We see this in the approach of Niels Hemmingsen, mentioned just above. After asserting that religion is a part of justice, he describes its importance as follows:
Religion, θρησκεία, is for Cicero the part of justice that bestows care and reverence on the nature, which they call divine, of a certain superior being. When this has been taken away, as Cicero also says, trustworthiness, too, as well as the fellowship of the human race and justice, the most excellent virtue, are of necessity destroyed. Moreover, that God must be worshiped religiously has been demonstrated above from the law of nature. But I thought that to this ought to be added the laws on the worship of the gods that Cicero lists in the second book of On the Laws:
Approach the gods with purity.
Display piety.
Put away wealth.
As argumentative supports, Hemmingsen uses two passages from two different works of Cicero. The first is from On the Nature of the Gods 1.2. There, Cicero says:
For there are and have been philosophers who thought that the gods had absolutely no direction of human affairs, and if their opinion is true, what piety can there be, and what holiness, and what obligation of religion? It is right that these should be accorded, in purity and innocence of heart, to the divinity of the gods, but only if the offering is observed by them, and if something has been accorded by the immortal gods to humanity. But if they have neither the power nor the wish to aid us, if they have no care at all for us and take no notice of what we do, if there is nothing that can find its way from them to human life, what reason is there for our rendering to them any worship, or honour, or prayers? On the other hand, in an empty and artificial pretence of faith piety cannot find a place any more than the other virtues; with piety it is necessary that holiness and religious obligation should also disappear, and when these are gone a great confusion and disturbance of life ensues; indeed, when piety towards the gods is removed, I am not so sure that good faith, and human fraternity, and justice, the chief of all the virtues, are not also removed.
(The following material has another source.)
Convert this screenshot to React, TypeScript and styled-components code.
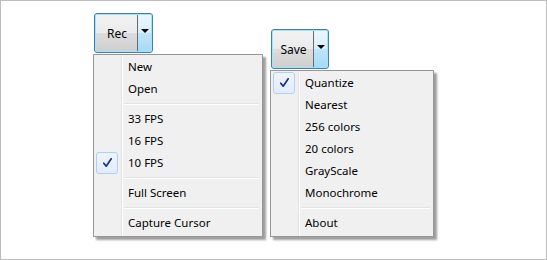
import styled, { createGlobalStyle } from "styled-components"

const GlobalStyle = createGlobalStyle`
  html, body {
    margin: 0;
    padding: 0;
    background: #ffffff;
  }

  body {
    font-family: "Segoe UI", "Noto Sans", sans-serif;
    font-size: 11.5px;
    color: #000000;
  }
`

type MenuEntry =
  | { kind: "item"; label: string; checked?: boolean }
  | { kind: "separator" }

const recMenu: MenuEntry[] = [
  { kind: "item", label: "New" },
  { kind: "item", label: "Open" },
  { kind: "separator" },
  { kind: "item", label: "33 FPS" },
  { kind: "item", label: "16 FPS" },
  { kind: "item", label: "10 FPS", checked: true },
  { kind: "separator" },
  { kind: "item", label: "Full Screen" },
  { kind: "separator" },
  { kind: "item", label: "Capture Cursor" },
]

const saveMenu: MenuEntry[] = [
  { kind: "item", label: "Quantize", checked: true },
  { kind: "item", label: "Nearest" },
  { kind: "item", label: "256 colors" },
  { kind: "item", label: "20 colors" },
  { kind: "item", label: "GrayScale" },
  { kind: "item", label: "Monochrome" },
  { kind: "separator" },
  { kind: "item", label: "About" },
]

const CheckIcon = () => (
  <svg width="9" height="10" viewBox="0 0 9 10">
    <path
      d="M0.8 5.2 L3.2 8.2 L8.2 0.8"
      fill="none"
      stroke="#1c2f86"
      strokeWidth="1.7"
      strokeLinecap="round"
      strokeLinejoin="round"
    />
  </svg>
)

const SplitButton = ({ label, width }: { label: string; width: number }) => (
  <ButtonFrame style={{ width }}>
    <ButtonMain>{label}</ButtonMain>
    <ButtonDivider />
    <ButtonDrop>
      <Arrow />
    </ButtonDrop>
  </ButtonFrame>
)

const Menu = ({ entries, width }: { entries: MenuEntry[]; width: number }) => (
  <MenuPanel style={{ width }}>
    {entries.map((entry, i) =>
      entry.kind === "separator" ? (
        <Separator key={i} />
      ) : (
        <Item key={i}>
          <CheckSlot>
            {entry.checked && (
              <CheckBox>
                <CheckIcon />
              </CheckBox>
            )}
          </CheckSlot>
          <Label>{entry.label}</Label>
        </Item>
      )
    )}
  </MenuPanel>
)

export default function App() {
  return (
    <>
      <GlobalStyle />
      <Frame>
        <Column>
          <SplitButton label="Rec" width={59} />
          <Menu entries={recMenu} width={170} />
        </Column>
        <Column $offset={16}>
          <SplitButton label="Save" width={58} />
          <Menu entries={saveMenu} width={164} />
        </Column>
      </Frame>
    </>
  )
}

const Frame = styled.div`
  box-sizing: border-box;
  display: flex;
  align-items: flex-start;
  gap: 7px;

  width: 547px;
  height: 260px;
  padding: 12px 0 0 92px;

  border: 1px solid #bdbdbd;
  background: #ffffff;
`

const Column = styled.div<{ $offset?: number }>`
  display: flex;
  flex-direction: column;
  align-items: flex-start;
  gap: 1px;

  margin-top: ${({ $offset }) => $offset ?? 0}px;
`

const ButtonFrame = styled.div`
  box-sizing: border-box;
  display: flex;
  align-items: stretch;

  height: 40px;
  margin-left: 1px;

  border: 1px solid #3c7fb1;
  border-radius: 3px;
  box-shadow: inset 0 0 0 1px #a6e3f8;
  overflow: hidden;
`

const ButtonMain = styled.div`
  flex: 1;
  display: flex;
  align-items: center;
  justify-content: center;

  padding-left: 1px;
  margin: 1px 0 1px 1px;

  background: linear-gradient(
    #f2f2f2 0%,
    #ebebeb 50%,
    #dddddd 50%,
    #cfcfcf 100%
  );

  font-size: 12px;
  color: #000000;
`

const ButtonDivider = styled.div`
  width: 1px;
  margin: 1px 0;
  background: #6b6b6b;
  box-shadow: 1px 0 0 #e8f6fd;
`

const ButtonDrop = styled.div`
  display: flex;
  align-items: center;
  justify-content: center;

  width: 13px;
  margin: 1px 1px 1px 0;

  background: linear-gradient(
    #eaf6fd 0%,
    #d9f0fc 50%,
    #bee6fd 50%,
    #a7d9f5 100%
  );
`

const Arrow = styled.div`
  width: 0;
  height: 0;
  margin-top: -4px;

  border-left: 4px solid transparent;
  border-right: 4px solid transparent;
  border-top: 4px solid #000000;
`

const MenuPanel = styled.div`
  box-sizing: border-box;
  display: flex;
  flex-direction: column;

  padding: 1px 2px 2px;

  border: 1px solid #979797;
  background-color: #f0f0f0;
  background-image: linear-gradient(
    to right,
    transparent 0,
    transparent 27px,
    #e2e3e3 27px,
    #e2e3e3 28px,
    #ffffff 28px,
    #ffffff 29px,
    transparent 29px
  );
  box-shadow: 3px 3px 2px rgba(0, 0, 0, 0.38);
`

const Item = styled.div`
  display: flex;
  align-items: center;

  height: 22px;

  white-space: nowrap;
  color: #000000;
`

const Label = styled.span`
  position: relative;
  top: -1px;
`

const CheckSlot = styled.div`
  display: flex;
  align-items: center;

  width: 32px;
  height: 100%;
  flex-shrink: 0;
`

const CheckBox = styled.div`
  box-sizing: border-box;
  display: flex;
  align-items: center;
  justify-content: center;

  width: 22px;
  height: 22px;

  border: 1px solid #aecff7;
  border-radius: 3px;
  background: linear-gradient(#eef4fd, #e2ecfb);
`

const Separator = styled.div`
  height: 1px;
  margin: 3px 1px 4px 28px;

  background: #e2e3e3;
  box-shadow: 0 1px 0 #ffffff;
`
The other citation comes from On the Laws 2.19; it is worth noting that when Cicero comes to speak of civil law after his discussion of natural law, he gives laws respecting religion the first place, before the respecting magistrates.
Earlier in Book 2, he had remarked:
Let this, therefore, be a fundamental principle in all societies, that the gods are the supreme lords and governors of all things,—that all events are directed by their influence and wisdom, and that they are loving and benevolent to mankind. They likewise know what every person really is; they observe his actions, whether good or bad; they discern whether our religious professions are sincere and heart–felt, and are sure to make a difference between good men and the wicked.
This gives us some sense of the importance of religion for trustworthiness between men, in his view, as expounded in On the Nature of the Gods. After this “preamble,” he continues:
Marcus.—There are certain maxims of laws, my Quintus, not so ancient as the primitive sacred laws, but still possessing greater authority, and greater antiquity too, than the common parlance of the people. These legal maxims, I shall mention with as much brevity as possible; and I shall endeavour to expound the laws, not indeed in their whole extent, for this would be infinitely laborious, but those which involve the principles and contain the sum and substance of the rest.
Quintus.—This appears a most desirable method: let us therefore hear the Maxims of Laws.
Marcus.—Such are the following;—Approach the gods with purity—appear before them in the spirit of devotion—remove riches from their temples; whoever doth otherwise shall suffer the vengeance of heaven—let no one have private gods—neither new gods nor strange gods, unless publicly [90]acknowledged, are to be worshiped privately—let the temples which the fathers have constructed in the cities, be upheld—let the sacred chapels and consecrated groves in country places be protected—let the customs of the fathers be preserved in the families—let the gods who have always been accounted celestial be worshipped, and those gods likewise who have merited celestial honours by their illustrious actions, as Hercules, Bacchus, Æsculapius, Castor, Pollux and Quirinus. Let due honour be likewise paid to those virtues, by which man is exalted to heaven,—as intelligence, valour, piety, fidelity; and let temples be consecrated to them. But with regard to the vices, let no sacred sacrifices be paid to them.
The “maxims” continue after this, but the foregoing citation is enough to give the gist and to demonstrate the background of Hemmingsen’s thought in his claims about religion vis-a-vis justice, which, again, can stand in nuce for the broad Protestant (Lutheran and Reformed) position on these matters in the sixteenth and seventeenth centuries.